### THE EXERCISE
Reproduce all the lines below exactly and omit the images.

════

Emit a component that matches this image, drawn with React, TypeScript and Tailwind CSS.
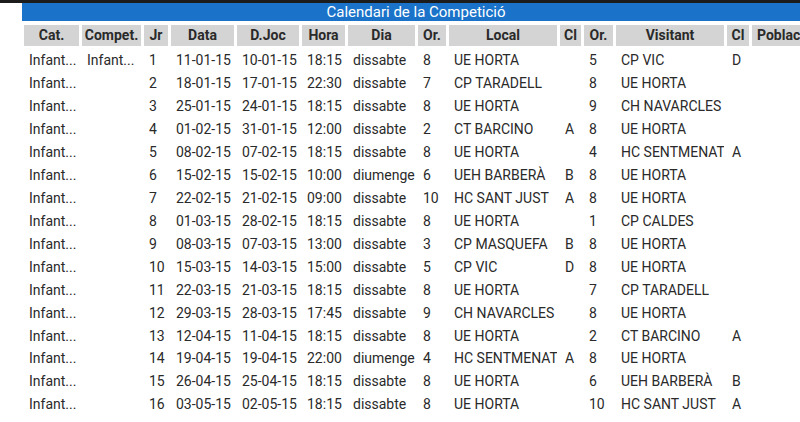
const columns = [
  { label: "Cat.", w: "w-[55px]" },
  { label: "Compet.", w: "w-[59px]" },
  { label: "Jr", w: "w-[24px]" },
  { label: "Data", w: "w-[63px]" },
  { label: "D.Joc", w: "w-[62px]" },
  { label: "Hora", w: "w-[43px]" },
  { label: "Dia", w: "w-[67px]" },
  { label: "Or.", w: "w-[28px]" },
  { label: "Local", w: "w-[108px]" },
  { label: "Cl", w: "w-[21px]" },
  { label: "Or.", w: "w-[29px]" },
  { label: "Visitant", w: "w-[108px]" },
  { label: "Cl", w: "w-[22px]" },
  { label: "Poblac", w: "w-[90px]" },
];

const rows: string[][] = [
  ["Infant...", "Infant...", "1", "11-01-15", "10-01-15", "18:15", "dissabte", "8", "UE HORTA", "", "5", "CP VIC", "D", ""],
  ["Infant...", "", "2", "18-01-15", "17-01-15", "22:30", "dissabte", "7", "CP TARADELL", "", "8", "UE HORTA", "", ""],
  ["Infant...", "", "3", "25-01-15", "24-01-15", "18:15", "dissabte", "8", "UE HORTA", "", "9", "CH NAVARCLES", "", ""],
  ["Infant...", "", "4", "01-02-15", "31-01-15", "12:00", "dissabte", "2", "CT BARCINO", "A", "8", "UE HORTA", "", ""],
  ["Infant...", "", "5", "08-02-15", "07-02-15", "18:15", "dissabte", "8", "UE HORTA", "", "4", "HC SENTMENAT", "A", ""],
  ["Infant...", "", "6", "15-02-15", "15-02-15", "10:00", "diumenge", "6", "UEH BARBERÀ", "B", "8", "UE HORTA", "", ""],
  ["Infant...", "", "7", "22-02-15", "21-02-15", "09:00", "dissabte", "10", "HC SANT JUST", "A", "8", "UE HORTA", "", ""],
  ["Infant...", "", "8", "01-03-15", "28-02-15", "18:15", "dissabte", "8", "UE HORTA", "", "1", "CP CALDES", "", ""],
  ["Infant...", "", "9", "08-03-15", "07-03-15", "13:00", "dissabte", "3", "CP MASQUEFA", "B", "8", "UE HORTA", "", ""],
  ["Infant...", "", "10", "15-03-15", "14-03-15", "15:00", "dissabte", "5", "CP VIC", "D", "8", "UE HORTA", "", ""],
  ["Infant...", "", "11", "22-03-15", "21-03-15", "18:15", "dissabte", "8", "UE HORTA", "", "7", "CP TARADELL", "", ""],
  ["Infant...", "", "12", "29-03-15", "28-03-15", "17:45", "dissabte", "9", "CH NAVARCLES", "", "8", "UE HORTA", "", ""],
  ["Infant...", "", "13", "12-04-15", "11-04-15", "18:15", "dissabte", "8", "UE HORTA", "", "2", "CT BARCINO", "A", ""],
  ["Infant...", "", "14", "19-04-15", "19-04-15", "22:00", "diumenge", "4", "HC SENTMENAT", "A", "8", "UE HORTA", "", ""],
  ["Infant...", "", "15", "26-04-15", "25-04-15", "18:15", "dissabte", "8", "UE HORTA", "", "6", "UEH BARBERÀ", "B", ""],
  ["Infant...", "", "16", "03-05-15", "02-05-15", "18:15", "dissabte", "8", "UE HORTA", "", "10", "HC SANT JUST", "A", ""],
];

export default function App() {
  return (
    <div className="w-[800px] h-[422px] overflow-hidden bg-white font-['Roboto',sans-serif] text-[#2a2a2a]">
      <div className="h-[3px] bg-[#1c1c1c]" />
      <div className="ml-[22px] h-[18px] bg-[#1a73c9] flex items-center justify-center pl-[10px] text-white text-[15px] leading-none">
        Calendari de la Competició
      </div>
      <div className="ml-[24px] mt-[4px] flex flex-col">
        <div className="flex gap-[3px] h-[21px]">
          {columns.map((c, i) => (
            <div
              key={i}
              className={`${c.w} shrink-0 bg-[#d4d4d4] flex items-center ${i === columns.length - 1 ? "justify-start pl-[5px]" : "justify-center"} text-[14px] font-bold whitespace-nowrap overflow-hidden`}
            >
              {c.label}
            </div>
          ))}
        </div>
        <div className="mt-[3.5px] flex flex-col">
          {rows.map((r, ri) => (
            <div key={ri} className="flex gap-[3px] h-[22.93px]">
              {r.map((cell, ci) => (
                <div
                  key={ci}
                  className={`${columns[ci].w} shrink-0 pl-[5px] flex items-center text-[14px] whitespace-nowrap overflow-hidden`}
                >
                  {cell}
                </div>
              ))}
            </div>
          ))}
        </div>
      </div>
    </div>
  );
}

════

### EXERCISE OUTPUT
Emit a component that matches this image, drawn with React, TypeScript and Tailwind CSS.
const columns = [
  { label: "Cat.", w: "w-[55px]" },
  { label: "Compet.", w: "w-[59px]" },
  { label: "Jr", w: "w-[24px]" },
  { label: "Data", w: "w-[63px]" },
  { label: "D.Joc", w: "w-[62px]" },
  { label: "Hora", w: "w-[43px]" },
  { label: "Dia", w: "w-[67px]" },
  { label: "Or.", w: "w-[28px]" },
  { label: "Local", w: "w-[108px]" },
  { label: "Cl", w: "w-[21px]" },
  { label: "Or.", w: "w-[29px]" },
  { label: "Visitant", w: "w-[108px]" },
  { label: "Cl", w: "w-[22px]" },
  { label: "Poblac", w: "w-[90px]" },
];

const rows: string[][] = [
  ["Infant...", "Infant...", "1", "11-01-15", "10-01-15", "18:15", "dissabte", "8", "UE HORTA", "", "5", "CP VIC", "D", ""],
  ["Infant...", "", "2", "18-01-15", "17-01-15", "22:30", "dissabte", "7", "CP TARADELL", "", "8", "UE HORTA", "", ""],
  ["Infant...", "", "3", "25-01-15", "24-01-15", "18:15", "dissabte", "8", "UE HORTA", "", "9", "CH NAVARCLES", "", ""],
  ["Infant...", "", "4", "01-02-15", "31-01-15", "12:00", "dissabte", "2", "CT BARCINO", "A", "8", "UE HORTA", "", ""],
  ["Infant...", "", "5", "08-02-15", "07-02-15", "18:15", "dissabte", "8", "UE HORTA", "", "4", "HC SENTMENAT", "A", ""],
  ["Infant...", "", "6", "15-02-15", "15-02-15", "10:00", "diumenge", "6", "UEH BARBERÀ", "B", "8", "UE HORTA", "", ""],
  ["Infant...", "", "7", "22-02-15", "21-02-15", "09:00", "dissabte", "10", "HC SANT JUST", "A", "8", "UE HORTA", "", ""],
  ["Infant...", "", "8", "01-03-15", "28-02-15", "18:15", "dissabte", "8", "UE HORTA", "", "1", "CP CALDES", "", ""],
  ["Infant...", "", "9", "08-03-15", "07-03-15", "13:00", "dissabte", "3", "CP MASQUEFA", "B", "8", "UE HORTA", "", ""],
  ["Infant...", "", "10", "15-03-15", "14-03-15", "15:00", "dissabte", "5", "CP VIC", "D", "8", "UE HORTA", "", ""],
  ["Infant...", "", "11", "22-03-15", "21-03-15", "18:15", "dissabte", "8", "UE HORTA", "", "7", "CP TARADELL", "", ""],
  ["Infant...", "", "12", "29-03-15", "28-03-15", "17:45", "dissabte", "9", "CH NAVARCLES", "", "8", "UE HORTA", "", ""],
  ["Infant...", "", "13", "12-04-15", "11-04-15", "18:15", "dissabte", "8", "UE HORTA", "", "2", "CT BARCINO", "A", ""],
  ["Infant...", "", "14", "19-04-15", "19-04-15", "22:00", "diumenge", "4", "HC SENTMENAT", "A", "8", "UE HORTA", "", ""],
  ["Infant...", "", "15", "26-04-15", "25-04-15", "18:15", "dissabte", "8", "UE HORTA", "", "6", "UEH BARBERÀ", "B", ""],
  ["Infant...", "", "16", "03-05-15", "02-05-15", "18:15", "dissabte", "8", "UE HORTA", "", "10", "HC SANT JUST", "A", ""],
];

export default function App() {
  return (
    <div className="w-[800px] h-[422px] overflow-hidden bg-white font-['Roboto',sans-serif] text-[#2a2a2a]">
      <div className="h-[3px] bg-[#1c1c1c]" />
      <div className="ml-[22px] h-[18px] bg-[#1a73c9] flex items-center justify-center pl-[10px] text-white text-[15px] leading-none">
        Calendari de la Competició
      </div>
      <div className="ml-[24px] mt-[4px] flex flex-col">
        <div className="flex gap-[3px] h-[21px]">
          {columns.map((c, i) => (
            <div
              key={i}
              className={`${c.w} shrink-0 bg-[#d4d4d4] flex items-center ${i === columns.length - 1 ? "justify-start pl-[5px]" : "justify-center"} text-[14px] font-bold whitespace-nowrap overflow-hidden`}
            >
              {c.label}
            </div>
          ))}
        </div>
        <div className="mt-[3.5px] flex flex-col">
          {rows.map((r, ri) => (
            <div key={ri} className="flex gap-[3px] h-[22.93px]">
              {r.map((cell, ci) => (
                <div
                  key={ci}
                  className={`${columns[ci].w} shrink-0 pl-[5px] flex items-center text-[14px] whitespace-nowrap overflow-hidden`}
                >
                  {cell}
                </div>
              ))}
            </div>
          ))}
        </div>
      </div>
    </div>
  );
}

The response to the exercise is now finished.